Depending on who you learn from, and how rigid they are in their methods, you might find out that you can’t find wood for making guitars in a hardwood store. The only place you can get real guitar making wood is from a tonewood supplier.
Thankfully, that is completely false. You can absolutely get good looking pieces of wood from anywhere wood is sold. You just need to look for the right boards.
The Sapele they sell in the guitar making supply houses is the same as the Sapele they sell in a hardwood store. It’s the same tree.

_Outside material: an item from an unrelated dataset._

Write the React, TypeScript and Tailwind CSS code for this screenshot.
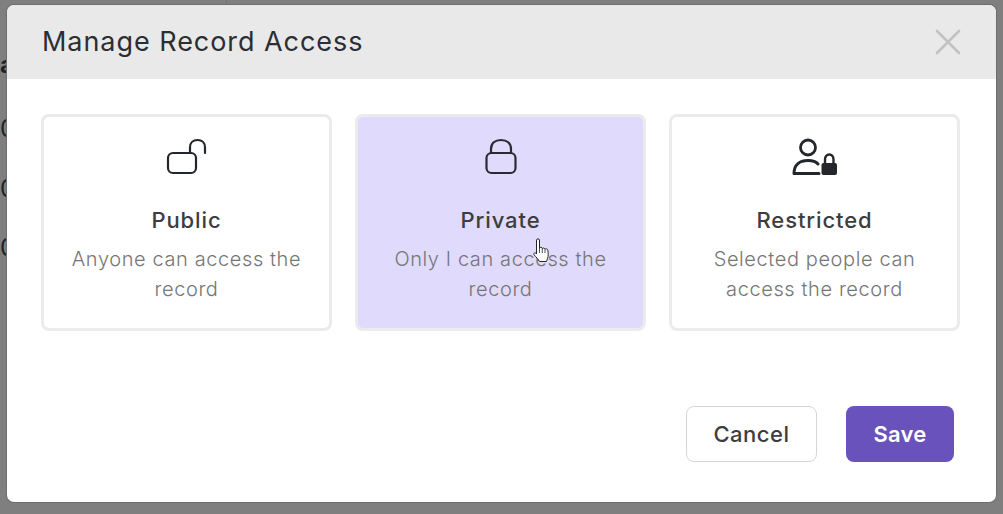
const font = { fontFamily: '"Inter", "Noto Sans", sans-serif' };

function OpenLockIcon() {
  return (
    <svg width="42" height="38" viewBox="0 0 42 38" fill="none" stroke="#23262b" strokeWidth="2.2" strokeLinecap="round" strokeLinejoin="round">
      <rect x="2" y="15" width="28" height="20" rx="5" />
      <path d="M24 15V9.5C24 5 27 2 31.5 2S39 5 39 9.5V15" />
    </svg>
  );
}

function LockIcon() {
  return (
    <svg width="32" height="38" viewBox="0 0 32 38" fill="none" stroke="#2a2a30" strokeWidth="2.2" strokeLinecap="round" strokeLinejoin="round">
      <rect x="1.5" y="15" width="29" height="20" rx="5" />
      <path d="M6 15V11C6 5 10 2 16 2S26 5 26 11V15" />
    </svg>
  );
}

function PersonLockIcon() {
  return (
    <svg width="46" height="38" viewBox="0 0 46 38" fill="none">
      <circle cx="16" cy="9.5" r="7.5" stroke="#23262b" strokeWidth="2.8" />
      <path d="M2 35.5C2 26.5 8 22.5 16 22.5C20.5 22.5 24 23.5 26 26M2 35.5H27" stroke="#23262b" strokeWidth="3" strokeLinecap="round" strokeLinejoin="round" />
      <rect x="29.5" y="25" width="15.5" height="12" rx="2" fill="#23262b" />
      <path d="M33 26V21.5C33 18.5 34.9 16.5 37.3 16.5S41.5 18.5 41.5 21.5V26" stroke="#23262b" strokeWidth="2.4" />
    </svg>
  );
}

function HandCursor() {
  return (
    <svg width="17" height="25" viewBox="0 0 17 25" className="absolute left-[175px] top-[121px]">
      <path
        d="M3.5 2C3.5 .5 6.5 .5 6.5 2V10C7 9 9 9 9.3 10.5C9.8 9.7 11.6 9.9 12 11.2C12.6 10.5 14.6 10.7 14.8 12.2C15.3 15.5 15.5 18 14.5 20.5L13.5 23.5H6.5C5.5 21.5 3.5 19.5 1.2 17C.2 15.5 1.7 14 3.2 15.5L3.5 16Z"
        fill="#fff"
        stroke="#23262b"
        strokeWidth="1"
        strokeLinejoin="round"
      />
      <path d="M6.5 10V15M9.3 10.5V15M12 11.2V15" stroke="#23262b" strokeWidth="0.8" />
    </svg>
  );
}

const options = [
  { title: "Public", lines: ["Anyone can access the", "record"], icon: <OpenLockIcon />, shift: "pl-[1px]" },
  { title: "Private", lines: ["Only I can access the", "record"], icon: <LockIcon />, selected: true },
  { title: "Restricted", lines: ["Selected people can", "access the record"], icon: <PersonLockIcon />, shift: "" },
];

export default function App() {
  return (
    <div className="relative h-[514px] w-[1003px] overflow-hidden bg-[#7f7f7f] pl-[7px] pt-[5px]" style={font}>
      {/* page behind the overlay */}
      <span className="absolute left-0 top-[52px] text-[24px] font-bold leading-[26px] text-[#1d2328]">a</span>
      <span className="absolute left-0 top-[116px] text-[24px] leading-[26px] text-[#1d2328]">0</span>
      <span className="absolute left-0 top-[176px] text-[24px] leading-[26px] text-[#1d2328]">0</span>
      <span className="absolute left-0 top-[235px] text-[24px] leading-[26px] text-[#1d2328]">0</span>
      <div className="absolute left-[226px] top-0 h-[5px] w-px bg-[#727272]" />

      <div className="relative flex h-[497px] w-[989px] flex-col overflow-hidden rounded-[7px] bg-white shadow-[0_0_0_1px_#6e6e6e]">
        <div className="flex h-[74px] items-center justify-between bg-[#e9e9e9] pl-[35px] pr-[35px]">
          <h1 className="text-[27px] font-normal leading-[32px] tracking-[0.95px] text-[#2b2e33]">Manage Record Access</h1>
          <svg width="26" height="26" viewBox="0 0 26 26" fill="none" stroke="#c2c2c2" strokeWidth="2.6" strokeLinecap="round">
            <path d="M2 2L24 24M24 2L2 24" />
          </svg>
        </div>

        <div className="flex flex-1 flex-col px-[34px] pt-[35px]">
          <div className="grid grid-cols-[291px_291px_291px] gap-x-[23px]">
            {options.map((o) => (
              <div
                key={o.title}
                className={`relative flex h-[217px] flex-col items-center rounded-[8px] border-[3px] border-[#ebebeb] pt-[21px] ${
                  o.selected ? "bg-[#e0dafd]" : "bg-white"
                }`}
              >
                <div className={`flex h-[38px] items-end ${o.shift ?? ""}`}>{o.icon}</div>
                <div className="mt-[30px] text-[22px] font-medium leading-[28px] tracking-[0.9px] text-[#3d3d3f]">{o.title}</div>
                <div className="mt-[10px] text-center text-[20px] font-light leading-[30px] tracking-[0.6px] text-[#767676]">
                  {o.lines.map((l) => (
                    <div key={l}>{l}</div>
                  ))}
                </div>
                {o.selected && <HandCursor />}
              </div>
            ))}
          </div>

          <div className="mt-[75px] flex justify-end gap-[29px] pr-[8px]">
            <button className="h-[56px] w-[131px] rounded-[8px] border border-[#d6d6d6] bg-white text-[22px] font-medium tracking-[0.5px] text-[#3d3d3f]">
              Cancel
            </button>
            <button className="h-[56px] w-[108px] rounded-[8px] bg-[#6a52bd] text-[22px] font-semibold tracking-[0.2px] text-white">Save</button>
          </div>
        </div>
      </div>
    </div>
  );
}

All you need to do is make sure it’s the right piece for a guitar.
See Also: Acoustic Guitar Making For Beginners
Here are some things to look for when you are picking out wood for your acoustic guitar build:
- Start by identifying the species you want to use, and find that bin in the store.
- Find all the pieces that are quarter sawn, which means the grain runs perpendicular to the faces of the board when viewed from the end.
- In those boards, toss any with defects that you can’t work around, like knots, warp, cracks, etc.
- Avoid pieces where the grain takes weird turns when you select your piece for the guitar neck, and look for straight grain pieces.
- For the body, weird grain patterns are fine, and can actually look really good on a book matched set of plates for a guitar.
- From the remaining boards, pick out those that are big enough to make a guitar, and are the best looking.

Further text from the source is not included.